За попыткой дезавуировать постмодернистский дискурс с помощью дискредитирующего уподобления его коммунизму (и послепетровскому периоду русской культуры) стоит не столько неприятие постмодернизма прежде всего по причине отказа его от профетического пафоса и тоталитарного метафизического познания, сколько неприятие той институциональной системы, которая не способна должным образом легитимировать авторские стратегии, представляющиеся Эпштейну ценными.
Вячеслав Курицын и апология постмодернизма
Если концепция Эпштейна представляет собой дискредитирующее описание постмодернизма, то концепция Курицына может быть истолкована как апологетическая интерпретация его. Эта позиция важна как наиболее последовательное рассмотрение новой русской литературы сквозь призму (и с использованием) категориального аппарата современного постструктурализма. Курицын акцентирует внимание на том, что в постмодернистском дискурсе не различаются процессы создания произведения и его исследования: автор в постмодернизме одновременно создает произведение, анализирует его и анализирует свою роль в процессе создания произведения. «Последнее провоцирует необходимость моделировать всякий раз заново свое место в культурной игре, создавать маску, от которой ты можешь говорить. Это подчеркнутое внимание к проблемам функционирования искусства: интересно, не как оно сделано, не о чем оно, а как оно ведет себя в обществе, интересен не столько текст, сколько контекст» (Курицын 2000: 92).

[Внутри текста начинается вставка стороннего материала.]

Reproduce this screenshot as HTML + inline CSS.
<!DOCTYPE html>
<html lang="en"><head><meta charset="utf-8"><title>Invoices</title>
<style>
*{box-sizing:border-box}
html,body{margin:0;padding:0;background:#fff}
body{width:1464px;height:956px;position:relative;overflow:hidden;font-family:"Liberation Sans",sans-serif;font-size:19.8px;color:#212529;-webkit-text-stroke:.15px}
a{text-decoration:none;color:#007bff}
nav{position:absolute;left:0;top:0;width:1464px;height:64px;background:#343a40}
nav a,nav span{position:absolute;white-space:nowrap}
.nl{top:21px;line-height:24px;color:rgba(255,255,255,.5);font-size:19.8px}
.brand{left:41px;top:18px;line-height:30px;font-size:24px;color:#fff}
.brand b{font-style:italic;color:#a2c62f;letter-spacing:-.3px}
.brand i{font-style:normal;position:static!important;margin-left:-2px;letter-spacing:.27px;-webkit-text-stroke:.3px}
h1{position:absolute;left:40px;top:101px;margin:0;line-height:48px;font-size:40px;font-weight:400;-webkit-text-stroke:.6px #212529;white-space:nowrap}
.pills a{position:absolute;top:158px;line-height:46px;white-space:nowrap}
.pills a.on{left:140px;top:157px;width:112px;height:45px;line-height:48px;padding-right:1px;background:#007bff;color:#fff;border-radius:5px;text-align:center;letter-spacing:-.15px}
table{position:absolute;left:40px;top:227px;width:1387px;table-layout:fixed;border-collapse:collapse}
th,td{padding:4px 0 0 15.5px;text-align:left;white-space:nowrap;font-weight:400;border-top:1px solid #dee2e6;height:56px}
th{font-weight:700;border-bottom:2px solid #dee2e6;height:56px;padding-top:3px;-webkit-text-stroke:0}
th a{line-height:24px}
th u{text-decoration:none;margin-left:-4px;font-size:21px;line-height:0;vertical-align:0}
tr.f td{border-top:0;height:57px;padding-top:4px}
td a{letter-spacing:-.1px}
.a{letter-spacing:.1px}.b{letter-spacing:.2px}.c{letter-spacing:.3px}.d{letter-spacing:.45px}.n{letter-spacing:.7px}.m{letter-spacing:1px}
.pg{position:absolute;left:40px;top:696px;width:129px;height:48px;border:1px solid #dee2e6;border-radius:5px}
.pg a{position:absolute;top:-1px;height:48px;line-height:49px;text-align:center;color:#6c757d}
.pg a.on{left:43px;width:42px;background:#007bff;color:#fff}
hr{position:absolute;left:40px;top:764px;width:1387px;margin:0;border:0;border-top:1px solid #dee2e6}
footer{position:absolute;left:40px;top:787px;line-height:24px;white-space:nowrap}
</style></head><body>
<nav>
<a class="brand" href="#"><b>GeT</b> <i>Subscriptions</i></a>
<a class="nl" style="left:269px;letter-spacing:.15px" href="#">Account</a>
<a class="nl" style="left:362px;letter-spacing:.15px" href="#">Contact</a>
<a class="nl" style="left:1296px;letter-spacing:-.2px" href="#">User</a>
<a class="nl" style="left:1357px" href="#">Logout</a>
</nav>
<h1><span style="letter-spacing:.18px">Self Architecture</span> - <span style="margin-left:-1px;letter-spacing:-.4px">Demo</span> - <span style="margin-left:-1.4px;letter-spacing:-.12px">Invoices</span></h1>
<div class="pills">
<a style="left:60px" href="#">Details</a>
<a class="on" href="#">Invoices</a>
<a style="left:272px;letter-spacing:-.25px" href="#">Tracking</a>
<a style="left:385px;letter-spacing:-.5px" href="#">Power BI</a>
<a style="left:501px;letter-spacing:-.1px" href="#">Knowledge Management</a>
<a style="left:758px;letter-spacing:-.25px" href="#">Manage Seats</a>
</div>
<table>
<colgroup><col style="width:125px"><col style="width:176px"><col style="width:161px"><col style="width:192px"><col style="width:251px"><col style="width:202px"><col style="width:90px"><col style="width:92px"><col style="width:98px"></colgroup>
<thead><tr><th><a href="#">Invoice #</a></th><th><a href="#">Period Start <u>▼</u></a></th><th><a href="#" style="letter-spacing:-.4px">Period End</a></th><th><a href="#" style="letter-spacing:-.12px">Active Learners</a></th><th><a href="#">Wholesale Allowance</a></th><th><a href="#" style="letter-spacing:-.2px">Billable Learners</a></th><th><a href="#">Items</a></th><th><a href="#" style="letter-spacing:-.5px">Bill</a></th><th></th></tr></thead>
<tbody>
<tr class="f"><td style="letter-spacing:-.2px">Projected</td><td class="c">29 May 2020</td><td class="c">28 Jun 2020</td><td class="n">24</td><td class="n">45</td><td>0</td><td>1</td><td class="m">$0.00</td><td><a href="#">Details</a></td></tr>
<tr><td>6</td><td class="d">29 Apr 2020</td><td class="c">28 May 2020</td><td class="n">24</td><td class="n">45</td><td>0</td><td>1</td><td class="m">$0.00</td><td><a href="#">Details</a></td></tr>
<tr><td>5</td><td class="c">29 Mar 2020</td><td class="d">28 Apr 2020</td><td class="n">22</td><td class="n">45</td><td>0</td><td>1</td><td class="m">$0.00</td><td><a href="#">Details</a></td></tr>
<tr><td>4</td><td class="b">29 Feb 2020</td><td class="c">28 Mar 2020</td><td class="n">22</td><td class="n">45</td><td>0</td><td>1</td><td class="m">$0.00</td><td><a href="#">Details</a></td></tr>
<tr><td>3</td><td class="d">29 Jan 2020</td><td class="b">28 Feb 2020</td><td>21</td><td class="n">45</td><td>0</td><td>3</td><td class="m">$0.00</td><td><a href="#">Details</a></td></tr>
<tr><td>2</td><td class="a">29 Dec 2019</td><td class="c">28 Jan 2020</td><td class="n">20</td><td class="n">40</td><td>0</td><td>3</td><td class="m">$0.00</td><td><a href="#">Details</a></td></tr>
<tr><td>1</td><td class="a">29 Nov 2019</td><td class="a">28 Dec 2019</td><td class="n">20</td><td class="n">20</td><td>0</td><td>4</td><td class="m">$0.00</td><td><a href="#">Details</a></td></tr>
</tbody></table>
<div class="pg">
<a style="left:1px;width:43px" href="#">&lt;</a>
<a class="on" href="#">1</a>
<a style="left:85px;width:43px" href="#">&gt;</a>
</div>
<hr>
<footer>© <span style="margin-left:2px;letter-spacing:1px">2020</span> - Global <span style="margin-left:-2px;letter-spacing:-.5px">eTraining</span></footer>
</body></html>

Постмодернизм интерпретируется Курицыным в русле тех языковых теорий, что в конце 1960-х годов разрабатывали Барт и Деррида. Любой язык объявляется тотальным, тоталитарным, идеологичным и локальным. Любой язык «подражает речи Бога, натурализует себя, стремится выдать за естественный, „первый“ язык, сравниться с тотальным присутствием абсолюта», поэтому постмодернизм «хочет обнаружить или как-то обозначить разрыв в присутствии, обнаружить зоны, свободные от тотальной трансляции абсолюта»578. Постмодернистская стратегия раскрывается Курицыным как ряд последовательных попыток моделирования нетоталитарного письма. Например, пауза — важный элемент практики Рубинштейна — истолковывается как зона с выключенным языком, свободная от тоталитарности. «Система карточек позволяет представить паузу как не менее важный, чем слово, элемент текста, но элемент, лишенный следов тотальности, лишенный идеологичности <…>. Рубинштейн позволяет нам войти в зоны нетотального письма или, по крайней мере, чуть больше поверить в их возможность» (Курицын 1996: 51).